At the starting line, the excitement of the crowd of people must have gotten to Tommy, because he took off running. That made me take off running too. I wanted to keep him in my sight so he wouldn't accidentally detour onto the 8K course, although quickly I realized that was going to be a tall order given my lack of training. Tommy at least had the benefit of those timed mile runs in gym class at school, not to mention youth, and he was flying along. Eventually he slipped out of sight, but yet I was still running. Somehow, it wasn't quite as painful as I'd remembered.

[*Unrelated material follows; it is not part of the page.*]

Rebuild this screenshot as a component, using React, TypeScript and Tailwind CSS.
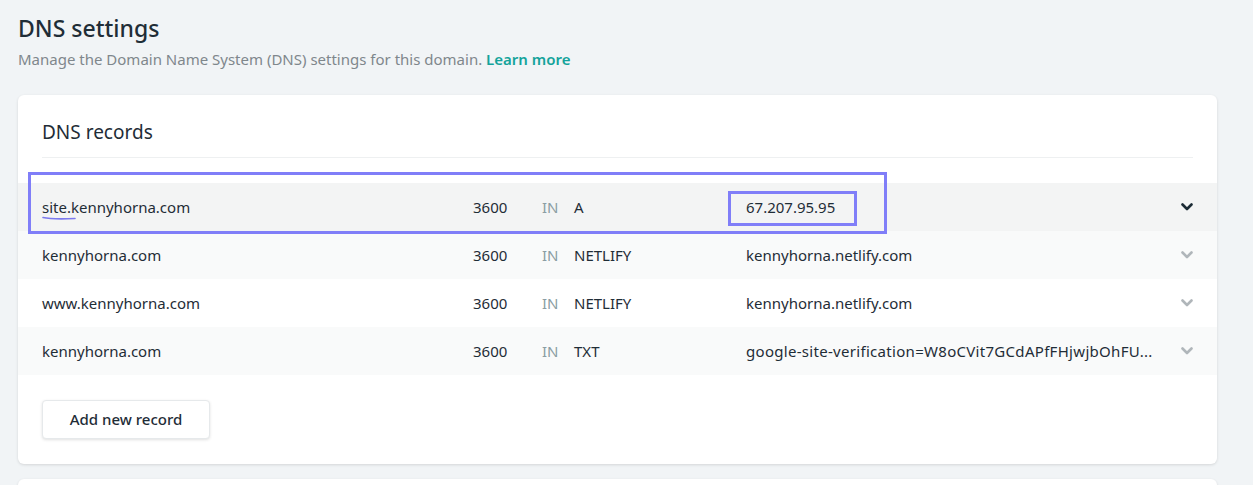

I couldn't come close to running the full course, of course. Eventually, my lungs were screaming. I had to alternate patches of fast walking with jogging, and even then I must have looked mighty tired at the end of the course because one of the race organizers started yelling, "Come on #260! Don't give up now! You're almost there!" None of the other runners around me got the same attention.

At the finish line, I found #261 sprawled on his back, sweaty, wiped out and inexplicably mad at me. "MOMMY!" he yelled. "I thought you said we were going to walk it! Now I'm really tired!" It was a little different from the vision of him cheering for me that I'd had around mile 2. I reminded him that he was the one who had dusted me at the starting line. "Oh yeah," he said. "Well, I'm just really hungry, OK?"

So we went over to get some free pizza. Tommy by then had recovered enough energy to thoroughly inspect each piece and find the one with the most pepperoni per square inch. As he ate, his mood kept improving. He said he'd had fun. He didn't care how well he'd run compared to other people; he just felt good inside. He'd met someone who'd survived cancer. He thought it was really cool that we'd both finished, and way below the goal time of 45 minutes that we'd set for our walking plan (he was 34:05, I was 37:08). We were by no means fast, but we were happy.

I couldn't believe it, but I was thinking that I wanted to do another race. One that I actually prepared for, at least a little. And with one of my sons ahead of me, pacing me and pushing me.

That's one of the best things about kids. They get you into situations that you'd never be in without them, and then they make the experience different from how you'd ever imagined. They inspire you and change you.

I did learn a few lessons that I will apply when signing up for my next race, likely to be done with my younger son Sammy: 1) do not run a race and then go sit out in the hot sun for two hours at a baseball game immediately afterward, 2) be sure to stretch out and cool down before flopping on the ground and eating pizza, 3) try not schedule a run the same weekend as a visit from one's mother, who one loves dearly but who talks non-stop and can add to one's exhaustion by late afternoon.

But despite a little stomach upset and fatigue, my first 5K is a great memory. Hopefully Tommy's first 5K will always be a great memory for him, too, because I owe my memory to him. Thanks, 261. Love, 260.